→ SET PROBLEM: Transcribe the listing verbatim. Do not carry over any pictures.

--- start of DATA EXTRACT ---

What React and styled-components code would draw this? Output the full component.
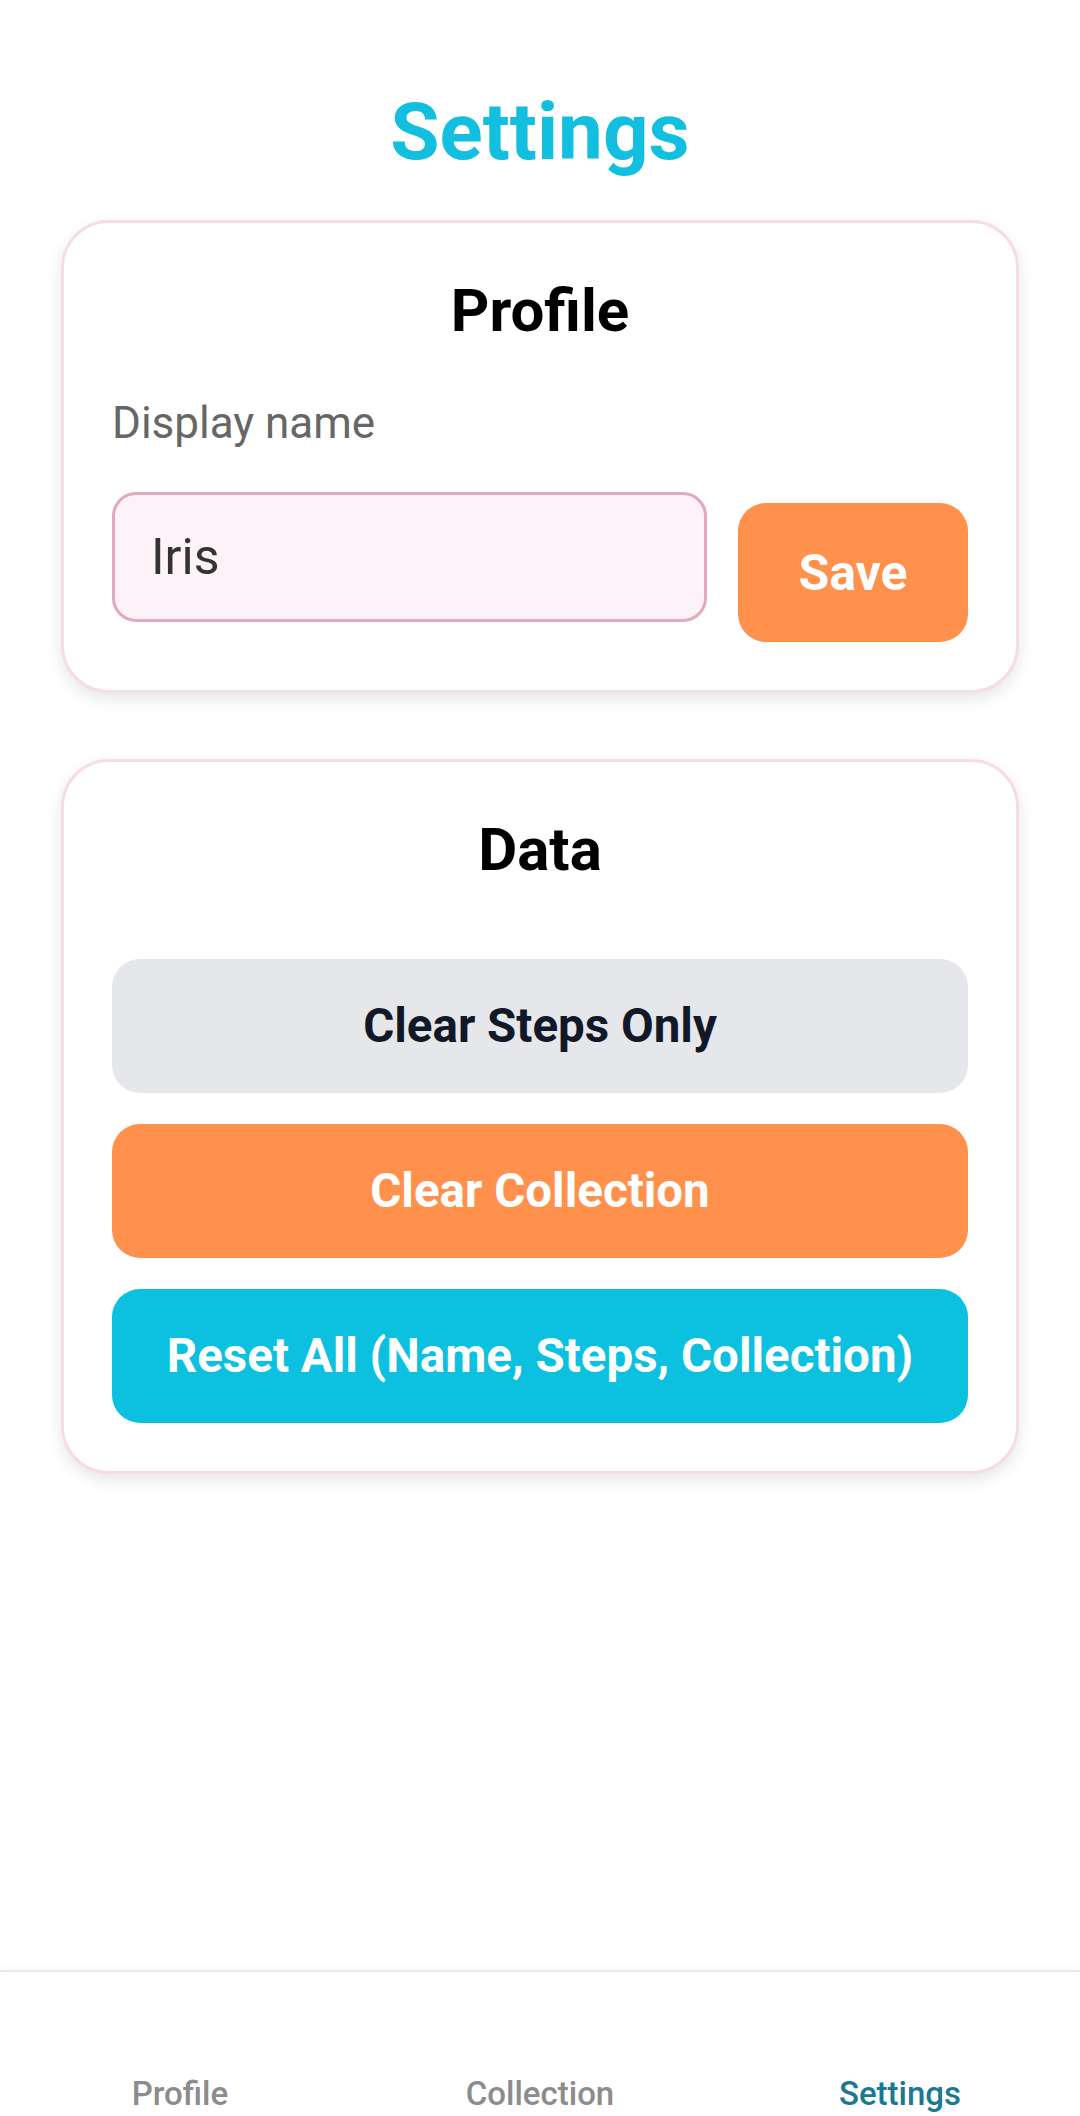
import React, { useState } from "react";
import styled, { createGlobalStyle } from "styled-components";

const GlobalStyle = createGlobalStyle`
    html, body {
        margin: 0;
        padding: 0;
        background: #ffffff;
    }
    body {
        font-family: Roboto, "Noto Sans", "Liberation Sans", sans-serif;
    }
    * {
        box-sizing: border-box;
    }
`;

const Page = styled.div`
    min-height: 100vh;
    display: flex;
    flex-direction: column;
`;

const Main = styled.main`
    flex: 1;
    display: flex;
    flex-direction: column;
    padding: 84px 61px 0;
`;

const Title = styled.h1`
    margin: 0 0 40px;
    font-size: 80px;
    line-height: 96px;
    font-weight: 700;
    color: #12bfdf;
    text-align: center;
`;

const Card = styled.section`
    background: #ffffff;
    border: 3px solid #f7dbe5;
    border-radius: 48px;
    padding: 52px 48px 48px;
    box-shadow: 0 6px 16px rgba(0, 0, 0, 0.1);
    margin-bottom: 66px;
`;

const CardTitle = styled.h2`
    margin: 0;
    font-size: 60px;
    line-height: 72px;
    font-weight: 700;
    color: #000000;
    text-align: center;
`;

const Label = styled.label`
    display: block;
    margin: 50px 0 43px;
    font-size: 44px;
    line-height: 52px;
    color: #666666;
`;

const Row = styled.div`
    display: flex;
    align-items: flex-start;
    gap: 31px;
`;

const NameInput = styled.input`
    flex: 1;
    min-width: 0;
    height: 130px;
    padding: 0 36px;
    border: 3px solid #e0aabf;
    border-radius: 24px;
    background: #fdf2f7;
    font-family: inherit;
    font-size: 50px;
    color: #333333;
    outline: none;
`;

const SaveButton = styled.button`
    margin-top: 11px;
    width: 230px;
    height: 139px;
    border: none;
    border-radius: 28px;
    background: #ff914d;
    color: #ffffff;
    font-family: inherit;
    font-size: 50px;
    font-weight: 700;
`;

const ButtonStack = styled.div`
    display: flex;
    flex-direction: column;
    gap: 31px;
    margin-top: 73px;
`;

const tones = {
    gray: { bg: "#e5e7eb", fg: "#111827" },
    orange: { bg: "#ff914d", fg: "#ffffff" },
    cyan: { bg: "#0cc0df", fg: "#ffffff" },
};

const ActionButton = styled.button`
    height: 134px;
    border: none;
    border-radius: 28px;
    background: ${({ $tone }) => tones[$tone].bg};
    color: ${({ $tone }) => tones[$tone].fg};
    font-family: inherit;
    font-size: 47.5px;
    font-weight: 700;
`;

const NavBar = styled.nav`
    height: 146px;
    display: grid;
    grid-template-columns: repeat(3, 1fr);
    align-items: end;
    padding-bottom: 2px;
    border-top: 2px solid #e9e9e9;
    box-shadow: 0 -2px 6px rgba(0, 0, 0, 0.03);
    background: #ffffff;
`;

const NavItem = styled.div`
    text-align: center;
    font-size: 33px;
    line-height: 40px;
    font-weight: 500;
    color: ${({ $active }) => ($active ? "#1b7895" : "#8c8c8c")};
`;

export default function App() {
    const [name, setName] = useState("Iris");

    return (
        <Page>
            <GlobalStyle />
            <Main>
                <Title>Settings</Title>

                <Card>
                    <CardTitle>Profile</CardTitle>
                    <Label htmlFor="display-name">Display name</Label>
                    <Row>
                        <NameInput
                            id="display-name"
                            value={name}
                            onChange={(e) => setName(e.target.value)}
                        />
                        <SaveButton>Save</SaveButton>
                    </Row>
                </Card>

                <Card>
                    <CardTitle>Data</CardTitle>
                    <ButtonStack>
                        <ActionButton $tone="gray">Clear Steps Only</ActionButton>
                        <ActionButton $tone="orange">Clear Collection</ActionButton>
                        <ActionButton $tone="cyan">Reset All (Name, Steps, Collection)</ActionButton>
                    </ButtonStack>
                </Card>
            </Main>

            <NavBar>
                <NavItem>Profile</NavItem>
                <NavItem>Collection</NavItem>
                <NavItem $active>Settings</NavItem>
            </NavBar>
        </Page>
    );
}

--- end of DATA EXTRACT ---

→ OUTPUT OF THE TASK:
What React and styled-components code would draw this? Output the full component.
import React, { useState } from "react";
import styled, { createGlobalStyle } from "styled-components";

const GlobalStyle = createGlobalStyle`
    html, body {
        margin: 0;
        padding: 0;
        background: #ffffff;
    }
    body {
        font-family: Roboto, "Noto Sans", "Liberation Sans", sans-serif;
    }
    * {
        box-sizing: border-box;
    }
`;

const Page = styled.div`
    min-height: 100vh;
    display: flex;
    flex-direction: column;
`;

const Main = styled.main`
    flex: 1;
    display: flex;
    flex-direction: column;
    padding: 84px 61px 0;
`;

const Title = styled.h1`
    margin: 0 0 40px;
    font-size: 80px;
    line-height: 96px;
    font-weight: 700;
    color: #12bfdf;
    text-align: center;
`;

const Card = styled.section`
    background: #ffffff;
    border: 3px solid #f7dbe5;
    border-radius: 48px;
    padding: 52px 48px 48px;
    box-shadow: 0 6px 16px rgba(0, 0, 0, 0.1);
    margin-bottom: 66px;
`;

const CardTitle = styled.h2`
    margin: 0;
    font-size: 60px;
    line-height: 72px;
    font-weight: 700;
    color: #000000;
    text-align: center;
`;

const Label = styled.label`
    display: block;
    margin: 50px 0 43px;
    font-size: 44px;
    line-height: 52px;
    color: #666666;
`;

const Row = styled.div`
    display: flex;
    align-items: flex-start;
    gap: 31px;
`;

const NameInput = styled.input`
    flex: 1;
    min-width: 0;
    height: 130px;
    padding: 0 36px;
    border: 3px solid #e0aabf;
    border-radius: 24px;
    background: #fdf2f7;
    font-family: inherit;
    font-size: 50px;
    color: #333333;
    outline: none;
`;

const SaveButton = styled.button`
    margin-top: 11px;
    width: 230px;
    height: 139px;
    border: none;
    border-radius: 28px;
    background: #ff914d;
    color: #ffffff;
    font-family: inherit;
    font-size: 50px;
    font-weight: 700;
`;

const ButtonStack = styled.div`
    display: flex;
    flex-direction: column;
    gap: 31px;
    margin-top: 73px;
`;

const tones = {
    gray: { bg: "#e5e7eb", fg: "#111827" },
    orange: { bg: "#ff914d", fg: "#ffffff" },
    cyan: { bg: "#0cc0df", fg: "#ffffff" },
};

const ActionButton = styled.button`
    height: 134px;
    border: none;
    border-radius: 28px;
    background: ${({ $tone }) => tones[$tone].bg};
    color: ${({ $tone }) => tones[$tone].fg};
    font-family: inherit;
    font-size: 47.5px;
    font-weight: 700;
`;

const NavBar = styled.nav`
    height: 146px;
    display: grid;
    grid-template-columns: repeat(3, 1fr);
    align-items: end;
    padding-bottom: 2px;
    border-top: 2px solid #e9e9e9;
    box-shadow: 0 -2px 6px rgba(0, 0, 0, 0.03);
    background: #ffffff;
`;

const NavItem = styled.div`
    text-align: center;
    font-size: 33px;
    line-height: 40px;
    font-weight: 500;
    color: ${({ $active }) => ($active ? "#1b7895" : "#8c8c8c")};
`;

export default function App() {
    const [name, setName] = useState("Iris");

    return (
        <Page>
            <GlobalStyle />
            <Main>
                <Title>Settings</Title>

                <Card>
                    <CardTitle>Profile</CardTitle>
                    <Label htmlFor="display-name">Display name</Label>
                    <Row>
                        <NameInput
                            id="display-name"
                            value={name}
                            onChange={(e) => setName(e.target.value)}
                        />
                        <SaveButton>Save</SaveButton>
                    </Row>
                </Card>

                <Card>
                    <CardTitle>Data</CardTitle>
                    <ButtonStack>
                        <ActionButton $tone="gray">Clear Steps Only</ActionButton>
                        <ActionButton $tone="orange">Clear Collection</ActionButton>
                        <ActionButton $tone="cyan">Reset All (Name, Steps, Collection)</ActionButton>
                    </ButtonStack>
                </Card>
            </Main>

            <NavBar>
                <NavItem>Profile</NavItem>
                <NavItem>Collection</NavItem>
                <NavItem $active>Settings</NavItem>
            </NavBar>
        </Page>
    );
}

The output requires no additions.